When one sees what is happening in France - to speak only of our own country am I to think that, in its collegiality, the episcopate has submitted "to the Council, to post-Conciliar reforms, and to the orientations to which the Pope is himself committed"?
Logically, I must think so, since no public act of submission has been asked of the French Episcopate by Cardinal Villot or the Sovereign Pontiff. It is therefore to the destruction of the priesthood, to the changing or the negation of the Holy Sacrifice of the Mass, to the abandonment of moral values, to the politicization of the Gospel and to the constitution of a national Church centred on the episcopal conference and the secretariat of the episcopate that I must subscribe to bear witness to my Communion with the Catholic Church and the Vicar of Christ? It is absurd. My Catholic faith and my duty as a bishop forbid me to do so.'
Paul VI stands surety for, guarantees and in the name of obedience imposes as obligatory the entire process of Conciliar evolution that coincides with the self-destruction of the Church which he deplored on one occasion in a few words, but to which he has since made no further reference for years. He no longer speaks out as he did on one occasion against this execrable ‘post conciliar mentality’ (such were his actual words) that he found guilty of 'propagating the vain hope of giving the Christian religion a new interpretation’ (5) .
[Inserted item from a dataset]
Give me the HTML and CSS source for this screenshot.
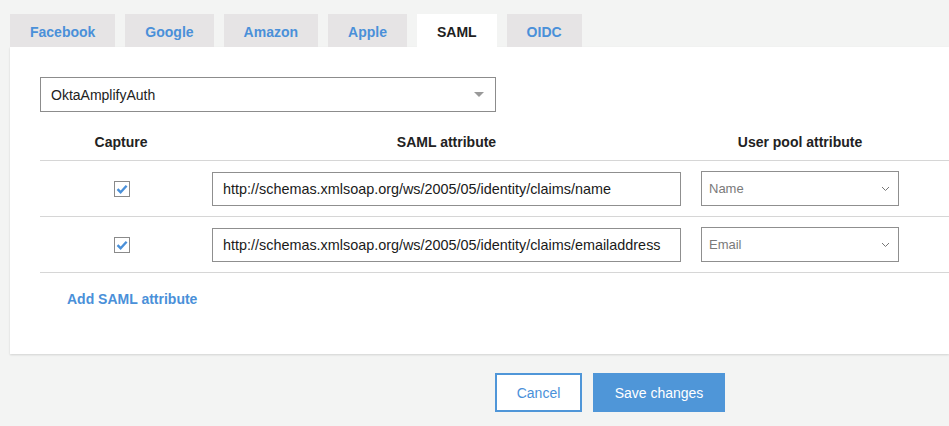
FILE: index.html
```html
<!DOCTYPE html>
<html lang="en">
<head>
<meta charset="utf-8">
<title>SAML attribute mapping</title>
<link rel="stylesheet" href="styles.css">
</head>
<body>
<div class="page">
  <nav class="tabs">
    <a class="tab">Facebook</a>
    <a class="tab">Google</a>
    <a class="tab">Amazon</a>
    <a class="tab">Apple</a>
    <a class="tab tab-active">SAML</a>
    <a class="tab">OIDC</a>
  </nav>
  <section class="panel">
    <div class="provider-select">
      <span class="provider-name">OktaAmplifyAuth</span>
      <span class="caret"></span>
    </div>
    <div class="table">
      <div class="row row-head">
        <div class="cell cell-capture">Capture</div>
        <div class="cell cell-saml">SAML attribute</div>
        <div class="cell cell-pool">User pool attribute</div>
      </div>
      <div class="row">
        <div class="cell cell-capture"><span class="checkbox"><svg width="12" height="10" viewBox="0 0 12 10"><path d="M1.5 5.2 L4.6 8.2 L10.6 1.8" fill="none" stroke="#4a90d9" stroke-width="2.4"/></svg></span></div>
        <div class="cell cell-saml"><div class="text-input">http://schemas.xmlsoap.org/ws/2005/05/identity/claims/name</div></div>
        <div class="cell cell-pool"><div class="pool-select"><span>Name</span><svg width="9" height="6" viewBox="0 0 9 6"><path d="M1 1 L4.5 4.5 L8 1" fill="none" stroke="#777" stroke-width="1"/></svg></div></div>
      </div>
      <div class="row">
        <div class="cell cell-capture"><span class="checkbox"><svg width="12" height="10" viewBox="0 0 12 10"><path d="M1.5 5.2 L4.6 8.2 L10.6 1.8" fill="none" stroke="#4a90d9" stroke-width="2.4"/></svg></span></div>
        <div class="cell cell-saml"><div class="text-input">http://schemas.xmlsoap.org/ws/2005/05/identity/claims/emailaddress</div></div>
        <div class="cell cell-pool"><div class="pool-select"><span>Email</span><svg width="9" height="6" viewBox="0 0 9 6"><path d="M1 1 L4.5 4.5 L8 1" fill="none" stroke="#777" stroke-width="1"/></svg></div></div>
      </div>
    </div>
    <a class="add-link">Add SAML attribute</a>
  </section>
  <div class="actions">
    <button class="btn btn-cancel">Cancel</button>
    <button class="btn btn-save">Save changes</button>
  </div>
</div>
</body>
</html>
```

FILE: styles.css
```css
html, body {
  margin: 0;
  padding: 0;
}
body {
  background: #f3f4f3;
  font-family: "Liberation Sans", Arial, sans-serif;
  color: #222;
  overflow: hidden;
  width: 949px;
  height: 426px;
}
.page {
  padding: 14px 0 0 10px;
}
.tabs {
  display: flex;
  gap: 10px;
  height: 33px;
}
.tab {
  display: flex;
  align-items: center;
  padding: 2px 20px 0;
  background: #e6e4e5;
  color: #4a90d9;
  font-weight: bold;
  font-size: 14px;
}
.tab-active {
  background: #fff;
  color: #1f1f1f;
}
.panel {
  background: #fff;
  box-shadow: 0 1px 2px rgba(0,0,0,0.14);
  padding: 30px 0 47px 30px;
}
.provider-select {
  box-sizing: border-box;
  width: 456px;
  height: 35px;
  border: 1px solid #8c8c8c;
  display: flex;
  align-items: center;
  justify-content: space-between;
  padding: 0 11px 0 10px;
  font-size: 14px;
  color: #222;
}
.caret {
  width: 0;
  height: 0;
  border-left: 5px solid transparent;
  border-right: 5px solid transparent;
  border-top: 5px solid #999;
}
.table {
  margin-top: 12px;
}
.row {
  display: grid;
  grid-template-columns: 162px 489px 218px 1fr;
  height: 55px;
  align-items: center;
  border-bottom: 1px solid #d6d6d6;
}
.row-head {
  height: 36px;
  font-weight: bold;
  font-size: 14px;
  color: #222;
}
.cell {
  padding: 0 10px;
  text-align: center;
}
.cell-capture {
  padding: 0;
  display: flex;
  justify-content: center;
  padding-left: 2px;
}
.row-head .cell-capture {
  padding-left: 0;
}
.checkbox {
  box-sizing: border-box;
  width: 16px;
  height: 16px;
  border: 1px solid #8a8a8a;
  background: #fff;
  display: flex;
  align-items: center;
  justify-content: center;
  margin-top: 1px;
}
.text-input {
  box-sizing: border-box;
  height: 34px;
  border: 1px solid #8f8f8f;
  display: flex;
  align-items: center;
  padding: 0 10px;
  font-size: 14.4px;
  color: #1a1a1a;
  text-align: left;
  white-space: nowrap;
  overflow: hidden;
}
.pool-select {
  box-sizing: border-box;
  height: 35px;
  border: 1px solid #8f8f8f;
  display: flex;
  align-items: center;
  justify-content: space-between;
  padding: 0 8px 0 7px;
  font-size: 13px;
  color: #7a7a7a;
}
.add-link {
  display: block;
  margin: 18px 0 0 27px;
  font-size: 14px;
  font-weight: bold;
  color: #4a90d9;
}
.actions {
  display: flex;
  gap: 11px;
  margin-top: 19px;
  padding-left: 485px;
}
.btn {
  box-sizing: border-box;
  height: 39px;
  font-family: "Liberation Sans", Arial, sans-serif;
  font-size: 14px;
  border: 2px solid #4f96d8;
  cursor: pointer;
}
.btn-cancel {
  width: 87px;
  background: #fff;
  color: #4a90d9;
}
.btn-save {
  width: 132px;
  background: #4f96d8;
  color: #fff;
}
```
Yet it is this new interpretation which dominates the Church Militant, by the words and deeds of those whom Paul VI declares to be and keeps in commission with him; but from which communion he excludes only Mgr. Lefebvre. After making this clear, he proceeds in his Consistorial allocution of May 24, 1976, to complain of the errors of those at the other [liberal] end of the spectrum. But only to point out that those who subscribe to these errors 'are not very numerous…but they make a lot of noise’.
It is not therefore the immense post-Conciliar drift of entire episcopates that he calls in question; nor does he proclaim the few responsible for so much noise to be 'outside the Church'.
All this is coherent, arranged and calculated: yes, Paul VI protects and imposes Conciliar evolution as it has been put into operation by the episcopal conferences. It is not therefore a question of examining whether or not the Council could in theory have been or should be interpreted and implemented in a manner different to the way in which it has been interpreted and implemented. The interpretation now taking effect, the implementation now under way, such as they are, fully correspond with the will of Paul VI.
It is he who has made the Council and it is he who is interpreting it: it is he who promulgated the Conciliar texts and it is his authority that guides their implementation. We were not unaware of this. But until now this factual state of affairs had not received explicit confirmation by a demand for entire submission formulated in the name of the supreme authority
.
That too is an event which makes the year 1976 as black as the year 1969. [Hitherto] the
entire moderate opposition insinuated that prevaricating, falsifying, deserter-Bishops were no longer in communion with the Pope. But on May 24 Paul VI replied that he is in communion with them.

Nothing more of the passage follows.